>> START

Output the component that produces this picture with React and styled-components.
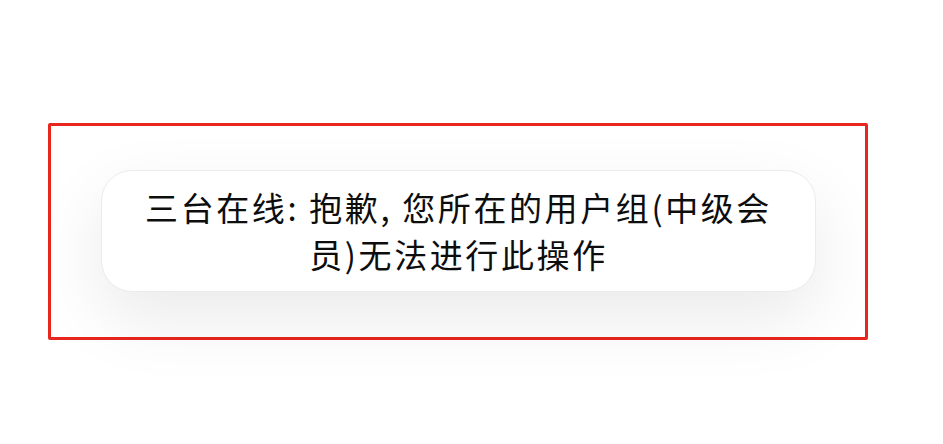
import React from "react";
import styled, { createGlobalStyle } from "styled-components";

const GlobalStyle = createGlobalStyle`
  * { box-sizing: border-box; }
  html, body {
    margin: 0;
    padding: 0;
    background: #ffffff;
    font-family: "Noto Sans CJK SC", "Noto Sans", sans-serif;
  }
`;

const Page = styled.div`
  width: 943px;
  height: 444px;
  padding: 123px 0 0 48px;
  overflow: hidden;
`;

// red highlight frame round the toast
const Frame = styled.div`
  width: 820px;
  height: 217px;
  border: 3px solid #e8261e;
  border-radius: 2px;
  padding: 44px 0 0 50px;
`;

const Toast = styled.div`
  width: 715px;
  height: 122px;
  padding: 13px 30px;
  background: #ffffff;
  border: 1px solid #ebebeb;
  border-radius: 31px;
  box-shadow: 0 26px 70px rgba(0, 0, 0, 0.085);
  color: #0d0d0d;
  font-size: 33px;
  line-height: 47px;
  letter-spacing: 2.6px;
  text-align: center;
`;

const App = () => {
  const message = "三台在线: 抱歉, 您所在的用户组(中级会员)无法进行此操作";

  return (
    <>
      <GlobalStyle />
      <Page>
        <Frame>
          <Toast>{message}</Toast>
        </Frame>
      </Page>
    </>
  );
};

export default App;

>> END

▸ Given instruction: Quote the data above in full, leaving out the pictures it holds.

▸ Response below:
Output the component that produces this picture with React and styled-components.
import React from "react";
import styled, { createGlobalStyle } from "styled-components";

const GlobalStyle = createGlobalStyle`
  * { box-sizing: border-box; }
  html, body {
    margin: 0;
    padding: 0;
    background: #ffffff;
    font-family: "Noto Sans CJK SC", "Noto Sans", sans-serif;
  }
`;

const Page = styled.div`
  width: 943px;
  height: 444px;
  padding: 123px 0 0 48px;
  overflow: hidden;
`;

// red highlight frame round the toast
const Frame = styled.div`
  width: 820px;
  height: 217px;
  border: 3px solid #e8261e;
  border-radius: 2px;
  padding: 44px 0 0 50px;
`;

const Toast = styled.div`
  width: 715px;
  height: 122px;
  padding: 13px 30px;
  background: #ffffff;
  border: 1px solid #ebebeb;
  border-radius: 31px;
  box-shadow: 0 26px 70px rgba(0, 0, 0, 0.085);
  color: #0d0d0d;
  font-size: 33px;
  line-height: 47px;
  letter-spacing: 2.6px;
  text-align: center;
`;

const App = () => {
  const message = "三台在线: 抱歉, 您所在的用户组(中级会员)无法进行此操作";

  return (
    <>
      <GlobalStyle />
      <Page>
        <Frame>
          <Toast>{message}</Toast>
        </Frame>
      </Page>
    </>
  );
};

export default App;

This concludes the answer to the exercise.